Modeled on the angular wings of an F-117 Nighthawk fighter jet, a roof made from composite sandwich panels soars atop a lounge and deck above the penthouse of a Sydney, Australia, apartment. Part roof, part sculpture, the structure, which was designed by Australian architect Richard Goodwin, isn’t merely eye-catching. It also reduces the building’s carbon footprint by channeling rainwater into ground level tanks.
The roof features 1200 g quadriaxial E-glass/KINETIX epoxy skins with a 60 mm end grain balsa core (150 kg/m3) fabricated by ATL Composites of Queensland, Australia.

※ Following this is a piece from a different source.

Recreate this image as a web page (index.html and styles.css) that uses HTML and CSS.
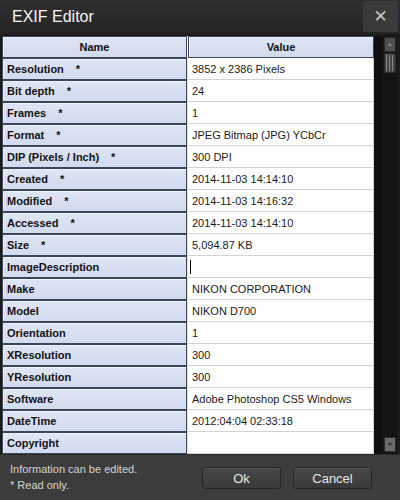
FILE: index.html
```html
<!DOCTYPE html>
<html>
<head>
<meta charset="utf-8">
<link rel="stylesheet" href="styles.css">
</head>
<body>
<div class="window">
  <div class="titlebar">
    <div class="title">EXIF Editor</div>
    <div class="close">✕</div>
  </div>
  <div class="main">
    <div class="grid">
      <div class="hcell">Name</div>
      <div class="hcell hval">Value</div>

      <div class="ncell">Resolution<span class="ro">*</span></div><div class="vcell">3852 x 2386 Pixels</div>
      <div class="ncell">Bit depth<span class="ro">*</span></div><div class="vcell">24</div>
      <div class="ncell">Frames<span class="ro">*</span></div><div class="vcell">1</div>
      <div class="ncell">Format<span class="ro">*</span></div><div class="vcell">JPEG Bitmap (JPG) YCbCr</div>
      <div class="ncell">DIP (Pixels / Inch)<span class="ro">*</span></div><div class="vcell">300 DPI</div>
      <div class="ncell">Created<span class="ro">*</span></div><div class="vcell">2014-11-03 14:14:10</div>
      <div class="ncell">Modified<span class="ro">*</span></div><div class="vcell">2014-11-03 14:16:32</div>
      <div class="ncell">Accessed<span class="ro">*</span></div><div class="vcell">2014-11-03 14:14:10</div>
      <div class="ncell">Size<span class="ro">*</span></div><div class="vcell">5,094.87 KB</div>
      <div class="ncell">ImageDescription</div><div class="vcell edit"><span class="caret"></span></div>
      <div class="ncell">Make</div><div class="vcell">NIKON CORPORATION</div>
      <div class="ncell">Model</div><div class="vcell">NIKON D700</div>
      <div class="ncell">Orientation</div><div class="vcell">1</div>
      <div class="ncell">XResolution</div><div class="vcell">300</div>
      <div class="ncell">YResolution</div><div class="vcell">300</div>
      <div class="ncell">Software</div><div class="vcell">Adobe Photoshop CS5 Windows</div>
      <div class="ncell">DateTime</div><div class="vcell">2012:04:04 02:33:18</div>
      <div class="ncell">Copyright</div><div class="vcell"></div>
    </div>
    <div class="gap"></div>
    <div class="scrollbar">
      <div class="sbtn up"><span class="tri-up"></span></div>
      <div class="thumb"><span></span><span></span><span></span></div>
      <div class="track"></div>
      <div class="sbtn down"><span class="tri-down"></span></div>
    </div>
  </div>
  <div class="footer">
    <div class="notes">
      <div>Information can be edited.</div>
      <div>* Read only.</div>
    </div>
    <div class="buttons">
      <div class="btn">Ok</div>
      <div class="btn">Cancel</div>
    </div>
  </div>
</div>
</body>
</html>
```
FILE: styles.css
```css
html, body {
  margin: 0;
  padding: 0;
  background: #2b2b2b;
}
body {
  font-family: "Liberation Sans", Arial, sans-serif;
}
.window {
  width: 400px;
  height: 500px;
  display: flex;
  flex-direction: column;
  background: #2a2a2a;
}
.titlebar {
  height: 35px;
  display: flex;
  align-items: flex-start;
  justify-content: space-between;
  background: linear-gradient(#303030, #242424);
  box-sizing: border-box;
  border-bottom: 1px solid #1a1a1a;
}
.title {
  color: #f4f4f4;
  font-size: 16px;
  padding-left: 12px;
  padding-top: 8px;
  line-height: 17px;
}
.close {
  width: 35px;
  height: 31px;
  margin-right: 2px;
  margin-top: 1px;
  background: #3a3a3a;
  color: #c4c4c4;
  font-size: 17px;
  font-weight: bold;
  display: flex;
  align-items: center;
  justify-content: center;
  font-family: "DejaVu Sans", sans-serif;
  padding-bottom: 2px;
  box-sizing: border-box;
}
.main {
  height: 419px;
  display: flex;
  flex-direction: row;
  padding: 1px 3px 0 2px;
  box-sizing: border-box;
  background: #1c1c1c;
}
.grid {
  width: 372px;
  display: grid;
  grid-template-columns: 185px 187px;
  grid-auto-rows: 22px;
  background: #ffffff;
  align-content: start;
  overflow: hidden;
  height: 418px;
}
.hcell, .ncell {
  box-sizing: border-box;
  border: 1px solid #3a4759;
  background: linear-gradient(#dfe5f4, #d2daee);
  box-shadow: inset 1px 1px 0 #eef2fb;
  font-size: 11px;
  font-weight: bold;
  color: #111;
  display: flex;
  align-items: center;
}
.hcell {
  justify-content: center;
}
.hval {
  margin-left: 1px;
}
.ncell {
  padding-left: 4px;
  white-space: pre;
}
.ro {
  margin-left: 12px;
}
.vcell {
  box-sizing: border-box;
  border-bottom: 1px solid #d2d2d2;
  border-right: 1px solid #d2d2d2;
  border-left: 1px solid #e2e2e2;
  background: #fff;
  font-size: 11px;
  color: #1a1a1a;
  padding-left: 4px;
  display: flex;
  align-items: center;
}
.vcell.edit {
  padding-left: 2px;
}
.caret {
  display: block;
  width: 1px;
  height: 14px;
  background: #000;
}
.gap {
  width: 8px;
  background: #0f0f0f;
}
.scrollbar {
  width: 15px;
  background: #141414;
  display: flex;
  flex-direction: column;
  align-items: center;
  padding-top: 1px;
  padding-bottom: 2px;
  box-sizing: border-box;
}
.sbtn {
  width: 12px;
  height: 15px;
  box-sizing: border-box;
  background: #4e4e4e;
  border: 1px solid #2a2a2a;
  display: flex;
  align-items: center;
  justify-content: center;
}
.sbtn.down {
  background: #6a6a6a;
}
.tri-up {
  width: 0;
  height: 0;
  border-left: 3px solid transparent;
  border-right: 3px solid transparent;
  border-bottom: 3px solid #7a7a7a;
}
.tri-down {
  width: 0;
  height: 0;
  border-left: 3px solid transparent;
  border-right: 3px solid transparent;
  border-top: 3px solid #3c3c3c;
}
.thumb {
  margin-top: 1px;
  width: 12px;
  height: 20px;
  box-sizing: border-box;
  background: #444;
  border: 1px solid #2a2a2a;
  display: flex;
  justify-content: center;
  gap: 2px;
  padding: 1px 0;
}
.thumb span {
  width: 1px;
  background: #888;
}
.track {
  flex: 1;
}
.footer {
  height: 46px;
  background: #3c3c3c;
  border-top: 1px solid #2c2c2c;
  box-sizing: border-box;
  display: flex;
  justify-content: space-between;
  align-items: flex-start;
}
.notes {
  padding-left: 10px;
  padding-top: 6px;
  color: #d4d4d4;
  font-size: 11px;
  line-height: 16px;
}
.buttons {
  display: flex;
  gap: 12px;
  padding-top: 12px;
  padding-right: 28px;
}
.btn {
  width: 79px;
  height: 22px;
  box-sizing: border-box;
  border: 1px solid #262626;
  border-radius: 3px;
  background: linear-gradient(#474747, #3a3a3a);
  box-shadow: inset 0 1px 0 #555;
  color: #e6e6e6;
  font-size: 13px;
  display: flex;
  align-items: center;
  justify-content: center;
}
```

“The fabrication involved an internal steel skeleton, much like an aircraft wing spar arrangement, with the composite panels forming the structural shell,” says ATL CEO Lorraine Duckworth. She adds that the design offered the best way to bring Goodwin’s design to life – especially a 17.5-meter-long cantilevered section.

“The challenges of weight, strength and stiffness associated with a cantilevered roof of this size made it a natural for composites,” she says. “With its unique shape and associated loads, it could not be achieved with normal steel fabrication.” The balsa also provides excellent fire performance, as well as sound and thermal insulation.

The roof features ATL’s DuFLEX® panels, which are available in prefabricated kits. The company used hot compression molding to manufacture the 3.6 x 1.2-meter panels. Duckworth says this method increases E-fiber volume, producing panels with 62% E-glass fiber volume by weight. It also saves time and resources. The panels were finished with peel ply to protect the laminate.

“Time-consuming laminating, coring and vacuum bagging steps normally required to fabricate high-performance composites are avoided,” Duckworth says. “And material waste, labor and tooling costs are also greatly reduced.”

Once cured, the roof panels were cut into the required component shapes using a CNC router. Each pre-cut part remained attached to the panels with one or two small tabs to ensure they remained secure during shipping to Azzura Marine in Sydney. Once there, the small tabs were cut, and the individual roof parts were removed and joined to the underlying stainless-steel frame.

Afterward, the roof was disassembled into four components, the largest of which measured 3.6 x 17.5 meters. These were shipped to the penthouse, where they were lifted onto the rooftop by a 140-ton crane and reassembled.

“DuFLEX panels are specifically designed to reduce construction time and to optimize structural weight in high-performance composite structures,” says Duckworth. “Complex forms can be created relatively easily, and made-to-measure units can be manufactured to be adapted to existing structures, broadening design freedom and offering rapid processing and construction, which helps to lower costs significantly.”